## THE REQUEST:
Find how many lines in the data below include the word "Tailwind", then write only that number.

(Pages as source code)
▬▬▬▬▬▬

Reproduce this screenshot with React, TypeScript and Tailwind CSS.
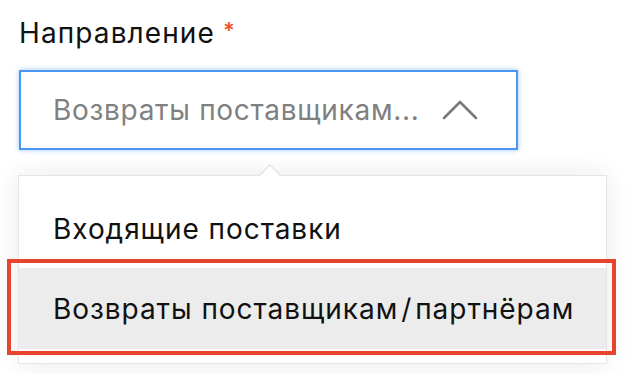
import React from 'react';

const font = { fontFamily: 'Inter, "Noto Sans", sans-serif' };

export default function App() {
  return (
    <div className="w-[640px] h-[374px] bg-white overflow-hidden text-[#111]" style={font}>
      {/* Field */}
      <div className="pl-[19px] pt-[19px]">
        <div className="flex items-start h-[28px]">
          <span className="text-[28px] leading-[28px] tracking-[1.1px]">Направление</span>
          <span className="ml-[8px] text-[22px] leading-[22px] text-[#f0522a] font-semibold">*</span>
        </div>
        <div className="mt-[23px] w-[499px] h-[80px] border-2 border-[#4a96f5] shadow-[0_0_5px_rgba(74,150,245,0.55)] flex items-center pl-[32px] pr-[38px]">
          <span className="flex-1 text-[28px] leading-none text-[#808080] whitespace-nowrap tracking-[0.7px]">Возвраты поставщикам...</span>
          <svg width="36" height="20" viewBox="0 0 36 20" fill="none" className="shrink-0">
            <path d="M2 18 L18 2 L34 18" stroke="#7a7a7a" strokeWidth="2.6" strokeLinecap="round" strokeLinejoin="round" />
          </svg>
        </div>
      </div>

      {/* Dropdown */}
      <div className="relative ml-[18px] mt-[25px] w-[589px] border border-[#e4e4ea] bg-white shadow-[0_0_24px_rgba(0,0,0,0.09)] pt-[14px] pb-[14px] text-[28px] leading-none tracking-[0.95px]">
        <div className="absolute left-[239px] -top-[12px] w-0 h-0 border-l-[12px] border-r-[12px] border-b-[12px] border-l-transparent border-r-transparent border-b-[#e4e4ea]" />
        <div className="absolute left-[240px] -top-[10px] w-0 h-0 border-l-[11px] border-r-[11px] border-b-[11px] border-l-transparent border-r-transparent border-b-white" />
        <div className="h-[78px] flex items-center pl-[34px]">Входящие поставки</div>
        <div className="relative h-[81px] flex items-center pl-[34px] bg-[#ececec]">
          Возвраты поставщикам<span className="mx-[3px]">/</span>партнёрам
          <div className="absolute -left-[12px] -right-[10px] -top-[9px] -bottom-[6px] border-[4px] border-[#e8432d]" />
        </div>
      </div>
    </div>
  );
}
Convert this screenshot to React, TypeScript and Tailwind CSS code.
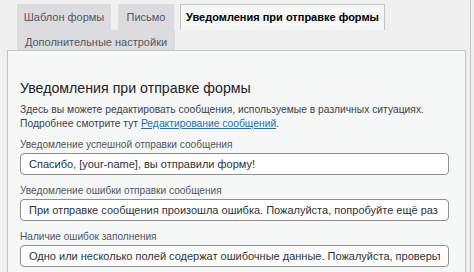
import React from "react";

const font = { fontFamily: '"Liberation Sans", Arial, sans-serif' };

function Field({ label, value }: { label: string; value: string }) {
  return (
    <div className="flex flex-col mb-[9px]">
      <div className="h-[14px] leading-[14px] text-[10.1px] text-[#50575e] mb-[1px]">{label}</div>
      <input
        readOnly
        value={value}
        style={font}
        className="h-[22px] w-[429px] bg-white border border-[#8c8f94] rounded-[4px] px-[8px] text-[11px] text-[#2c3338] outline-none"
      />
    </div>
  );
}

export default function App() {
  return (
    <div className="w-[474px] h-[272px] bg-[#f0f0f1] overflow-hidden" style={font}>
      <div className="w-[471px] h-[272px] border-r border-[#c3c4c7]">
        <div className="pl-[17px] pt-[4px] flex">
          <div className="w-[94px] h-[26px] mr-[7px] flex items-center justify-center border border-b-0 border-[#dcdcde] bg-[#dcdcde] text-[11px] text-[#50575e]">
            Шаблон формы
          </div>
          <div className="w-[56px] h-[26px] mr-[6px] flex items-center justify-center border border-b-0 border-[#dcdcde] bg-[#dcdcde] text-[11px] text-[#50575e]">
            Письмо
          </div>
          <div className="w-[205px] h-[26px] flex items-center justify-center border border-b-0 border-[#c3c4c7] bg-[#f6f7f7] text-[11px] font-bold text-black">
            Уведомления при отправке формы
          </div>
        </div>
        <div className="pl-[17px] flex">
          <div className="w-[158px] h-[20px] pt-[4px] leading-[14px] text-center border border-b-0 border-[#dcdcde] bg-[#dcdcde] text-[11px] text-[#50575e]">
            Дополнительные настройки
          </div>
        </div>
        <div className="ml-[7px] w-[459px] h-[240px] border border-b-0 border-[#c3c4c7] bg-[#f6f7f7] pl-[12px] pt-[26px]">
          <h2 className="text-[14.2px] leading-[22px] text-[#1d2327] mb-[4px]">Уведомления при отправке формы</h2>
          <p className="text-[10.3px] leading-[14px] text-[#3c434a] mb-[7px]">
            Здесь вы можете редактировать сообщения, используемые в различных ситуациях.
            <br />
            Подробнее смотрите тут{" "}
            <span className="text-[#2271b1] underline">Редактирование сообщений</span>.
          </p>
          <Field label="Уведомление успешной отправки сообщения" value="Спасибо, [your-name], вы отправили форму!" />
          <Field
            label="Уведомление ошибки отправки сообщения"
            value="При отправке сообщения произошла ошибка. Пожалуйста, попробуйте ещё раз позже."
          />
          <Field
            label="Наличие ошибок заполнения"
            value="Одно или несколько полей содержат ошибочные данные. Пожалуйста, проверьте их и попробуйте ещё раз."
          />
        </div>
      </div>
    </div>
  );
}
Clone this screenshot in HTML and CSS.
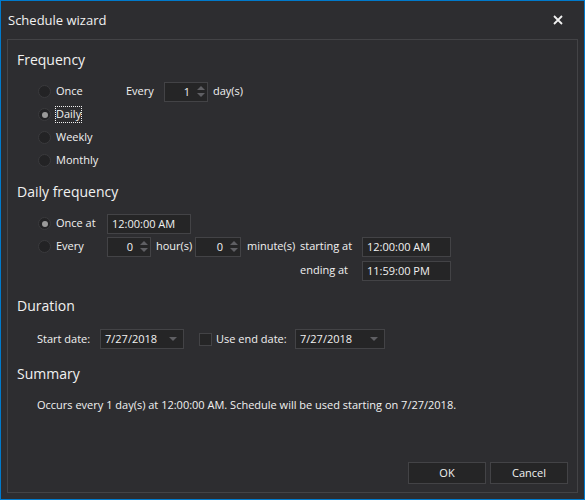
FILE: index.html
```html
<!DOCTYPE html>
<html>
<head>
<meta charset="utf-8">
<link rel="stylesheet" href="styles.css">
</head>
<body>
<div class="window">
  <div class="titlebar">
    <span class="title">Schedule wizard</span>
    <svg class="close" width="10" height="10" viewBox="0 0 10 10"><path d="M1 1L9 9M9 1L1 9" stroke="#f1f1f1" stroke-width="1.8"/></svg>
  </div>
  <div class="panel">
    <div class="heading">Frequency</div>
    <div class="rows first">
      <div class="row">
        <div class="opt w88"><span class="radio"></span><span class="lbl">Once</span></div>
        <span class="cell w38">Every</span>
        <div class="spin w44"><span class="val">1</span><span class="arrows"><i class="up"></i><i class="down"></i></span></div>
        <span class="cell pl5">day(s)</span>
      </div>
      <div class="row">
        <div class="opt"><span class="radio on"></span><span class="lbl focus">Daily</span></div>
      </div>
      <div class="row">
        <div class="opt"><span class="radio"></span><span class="lbl">Weekly</span></div>
      </div>
      <div class="row">
        <div class="opt"><span class="radio"></span><span class="lbl">Monthly</span></div>
      </div>
    </div>

    <div class="heading">Daily frequency</div>
    <div class="rows first">
      <div class="row">
        <div class="opt w69"><span class="radio on"></span><span class="lbl">Once at</span></div>
        <div class="box w84">12:00:00 AM</div>
      </div>
      <div class="row">
        <div class="opt w69"><span class="radio"></span><span class="lbl">Every</span></div>
        <div class="spin w44"><span class="val">0</span><span class="arrows"><i class="up"></i><i class="down"></i></span></div>
        <span class="cell w44 pl5">hour(s)</span>
        <div class="spin w46"><span class="val">0</span><span class="arrows"><i class="up"></i><i class="down"></i></span></div>
        <span class="cell w59 pl6">minute(s)</span>
        <span class="cell w62">starting at</span>
        <div class="box w89">12:00:00 AM</div>
      </div>
      <div class="row tall">
        <span class="spacer"></span>
        <span class="cell w62">ending at</span>
        <div class="box w89">11:59:00 PM</div>
      </div>
    </div>

    <div class="heading dur">Duration</div>
    <div class="rows dates">
      <div class="row ind">
        <span class="cell w63">Start date:</span>
        <div class="drop w84"><span>7/27/2018</span><i class="caret"></i></div>
        <span class="check"></span>
        <span class="cell w79">Use end date:</span>
        <div class="drop w90"><span>7/27/2018</span><i class="caret"></i></div>
      </div>
    </div>

    <div class="heading sum">Summary</div>
    <div class="rows summary">
      <div class="row ind">Occurs every 1 day(s) at 12:00:00 AM. Schedule will be used starting on 7/27/2018.</div>
    </div>

    <div class="footer">
      <button class="btn">OK</button>
      <button class="btn">Cancel</button>
    </div>
  </div>
</div>
</body>
</html>
```

FILE: styles.css
```css
* { box-sizing: border-box; }
html, body { margin: 0; padding: 0; background: #2d2d30; }
body {
  font-family: "Open Sans", "Noto Sans", sans-serif;
  font-size: 11px;
  color: #f1f1f1;
}
.window {
  width: 585px;
  height: 500px;
  border: 1px solid #007acc;
  background: #2d2d30;
  display: flex;
  flex-direction: column;
}
.titlebar {
  height: 38px;
  display: flex;
  align-items: center;
  padding-left: 7px;
  padding-right: 21px;
  padding-bottom: 1px;
  justify-content: space-between;
}
.title { font-size: 13px; color: #f1f1f1; }
.close { display: block; }
.panel {
  margin-left: 6px;
  width: 571px;
  height: 454px;
  border: 1px solid #434346;
  padding: 10px 9px 8px 9px;
  display: flex;
  flex-direction: column;
}
.heading {
  font-size: 14px;
  line-height: 19px;
  height: 20px;
  color: #f1f1f1;
}
.heading + .rows { margin-top: 10px; }
.rows + .heading { margin-top: 10px; }
.heading.dur { margin-top: 14px; }
.rows.dates { margin-top: 12px; }
.heading.sum { margin-top: 13px; }
.rows.summary { margin-top: 9px; }
.row {
  height: 23px;
  display: flex;
  align-items: center;
  padding-left: 21px;
  white-space: nowrap;
  line-height: 15px;
}
.row.tall { height: 24px; padding-top: 1px; }
.row.ind { padding-left: 20px; }
.lbl, .val, .row.ind { padding-bottom: 1px; }
.cell { padding-bottom: 2px; }
.opt { display: flex; align-items: center; flex: none; }
.radio {
  width: 13px;
  height: 13px;
  border-radius: 50%;
  background: #232325;
  border: 1px solid #3a3a3d;
  flex: none;
  display: flex;
  align-items: center;
  justify-content: center;
}
.radio.on::after {
  content: "";
  width: 6px;
  height: 6px;
  border-radius: 50%;
  background: #9a9a9a;
}
.lbl { border: 1px dotted transparent; margin-left: 4px; line-height: 14px; }
.lbl.focus { border-color: #f1f1f1; }
.cell { flex: none; }
.w38 { width: 38px; }
.w44 { width: 44px; }
.w46 { width: 46px; }
.w59 { width: 59px; }
.w62 { width: 62px; }
.w63 { width: 63px; }
.w69 { width: 69px; }
.w79 { width: 79px; }
.w84 { width: 84px; }
.w88 { width: 88px; }
.w89 { width: 89px; }
.w90 { width: 90px; }
.pl5 { padding-left: 5px; }
.pl6 { padding-left: 6px; }
.spacer { width: 262px; flex: none; }
.spin, .box, .drop {
  height: 20px;
  background: #252526;
  border: 1px solid #434346;
  flex: none;
  display: flex;
  align-items: center;
}
.box, .drop > span { padding-bottom: 1px; }
.spin { justify-content: flex-end; }
.spin .val { margin-right: 5px; }
.arrows {
  width: 12px;
  height: 18px;
  display: flex;
  flex-direction: column;
  align-items: center;
  justify-content: center;
  gap: 3px;
}
.arrows i {
  display: block;
  width: 0;
  height: 0;
  border-left: 4px solid transparent;
  border-right: 4px solid transparent;
}
.arrows .up { border-bottom: 4px solid #5f5f63; }
.arrows .down { border-top: 4px solid #5f5f63; }
.box { padding-left: 4px; }
.drop { padding-left: 4px; justify-content: space-between; padding-right: 6px; }
.caret {
  display: block;
  width: 0;
  height: 0;
  border-left: 4px solid transparent;
  border-right: 4px solid transparent;
  border-top: 4px solid #5f5f63;
}
.check {
  width: 13px;
  height: 13px;
  border: 1px solid #434346;
  background: #252526;
  margin-left: 15px;
  margin-right: 4px;
  flex: none;
}
.footer {
  margin-top: auto;
  display: flex;
  justify-content: flex-end;
  gap: 4px;
}
.btn {
  width: 78px;
  height: 22px;
  background: #252526;
  border: 1px solid #434346;
  color: #f1f1f1;
  font-family: inherit;
  font-size: 11px;
  padding: 0 0 2px 0;
}
```
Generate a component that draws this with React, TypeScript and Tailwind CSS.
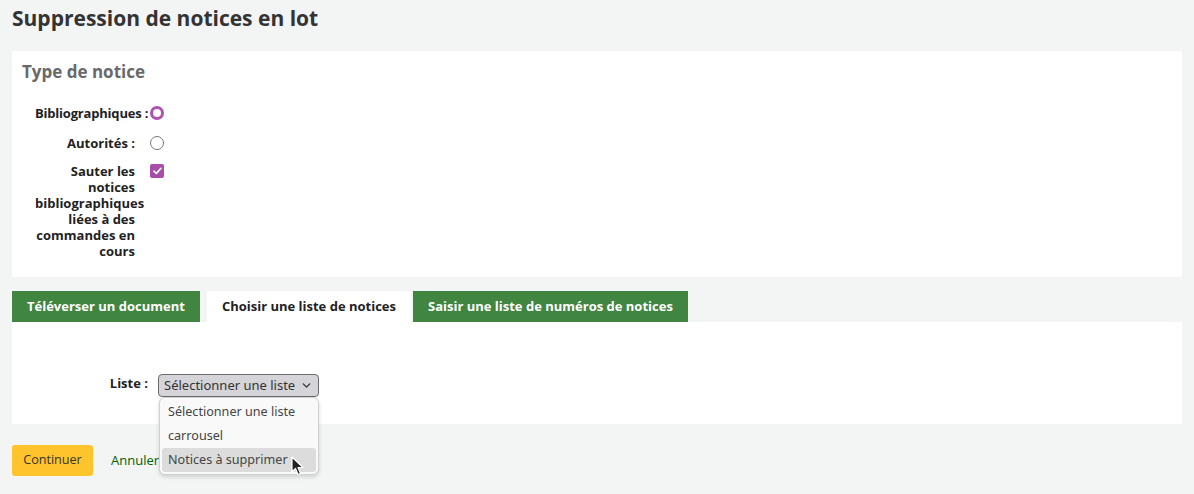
import { ChevronDown } from "lucide-react";

function Cursor() {
  return (
    <svg width="14" height="20" viewBox="0 0 14 20" className="absolute left-[291px] top-[456px]">
      <path d="M1 1 L1 16 L4.5 12.5 L7 18.5 L9.5 17.5 L7 11.5 L12 11.5 Z" fill="#222" stroke="#fff" strokeWidth="1.2" strokeLinejoin="round" />
    </svg>
  );
}

export default function App() {
  return (
    <div className="relative min-h-[494px] bg-[#f3f4f4] px-3 pb-5 font-['Open_Sans',sans-serif] text-[#222]">
      <h1 className="pt-[4px] text-[21px] font-bold leading-[28px] text-[#333]">
        Suppression de notices en lot
      </h1>

      {/* Type de notice */}
      <div className="mt-[19px] bg-white px-[10px] pt-[9px] pb-[18px]">
        <h2 className="text-[17px] font-bold leading-[24px] text-[#696969]">Type de notice</h2>

        <ol className="mt-[21px] flex flex-col text-[13px] font-bold leading-[16px]">
          <li className="flex items-start">
            <label className="ml-[13px] w-[100px] whitespace-nowrap text-right tracking-[-0.2px]">Bibliographiques&nbsp;:</label>
            <span className="ml-[15px] mt-[1px] block h-[14px] w-[14px] rounded-full border-[3px] border-[#b04fb4]" />
          </li>
          <li className="mt-[14px] flex items-start">
            <label className="ml-[13px] w-[100px] text-right">Autorités&nbsp;:</label>
            <span className="ml-[15px] mt-[1px] block h-[14px] w-[14px] rounded-full border border-[#777]" />
          </li>
          <li className="mt-[12px] flex items-start">
            <label className="ml-[13px] w-[100px] text-right">
              Sauter les notices bibliographiques liées à des commandes en cours
            </label>
            <span className="ml-[15px] mt-[1px] flex h-[14px] w-[14px] items-center justify-center rounded-[2px] bg-[#a94dab]">
              <svg width="9" height="8" viewBox="0 0 9 8">
                <path d="M1 4.2 L3.4 6.4 L8 1.3" fill="none" stroke="#fff" strokeWidth="1.7" strokeLinecap="round" strokeLinejoin="round" />
              </svg>
            </span>
          </li>
        </ol>
      </div>

      {/* Tabs */}
      <div className="mt-[14px] flex text-[13px] font-bold leading-[31px]">
        <div className="bg-[#408540] px-[15px] text-white">Téléverser un document</div>
        <div className="ml-[7px] bg-white px-[15px] text-[#222]">Choisir une liste de notices</div>
        <div className="ml-[2px] bg-[#408540] px-[15px] text-white">Saisir une liste de numéros de notices</div>
      </div>

      <div className="h-[102px] bg-white pt-[53px]">
        <div className="flex items-start">
          <label className="w-[136px] text-right text-[13px] font-bold leading-[16px]">Liste&nbsp;:</label>
          <div className="ml-[10px] -mt-[1px] flex h-[23px] w-[161px] items-center justify-between rounded-[4px] border border-[#6b6b70] bg-[#d4d4d9] pl-[5px] pr-[5px] font-['Noto_Sans',sans-serif] text-[13px] text-[#333]">
            <span>Sélectionner une liste</span>
            <ChevronDown size={13} strokeWidth={2.5} />
          </div>
        </div>
      </div>

      <div className="mt-[21px] flex items-center">
        <button className="h-[31px] w-[81px] rounded-[3px] bg-[#ffc32b] text-center text-[12.6px] text-[#333]">Continuer</button>
        <a className="ml-[18px] text-[13px] text-[#006100]">Annuler</a>
      </div>

      {/* Open select menu */}
      <div className="absolute left-[159px] top-[397px] w-[160px] rounded-[6px] border border-[#d0d0d0] bg-[#f9f9f9] p-[2px] font-['Noto_Sans',sans-serif] text-[12.6px] leading-[24px] text-[#444] shadow-[0_2px_4px_rgba(0,0,0,0.15)]">
        <div className="px-[6px]">Sélectionner une liste</div>
        <div className="px-[6px]">carrousel</div>
        <div className="rounded-[3px] bg-[#dcdcdc] px-[6px]">Notices à supprimer</div>
      </div>
      <Cursor />
    </div>
  );
}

▬▬▬▬▬▬

## OUTPUT FOR THIS EXERCISE:
3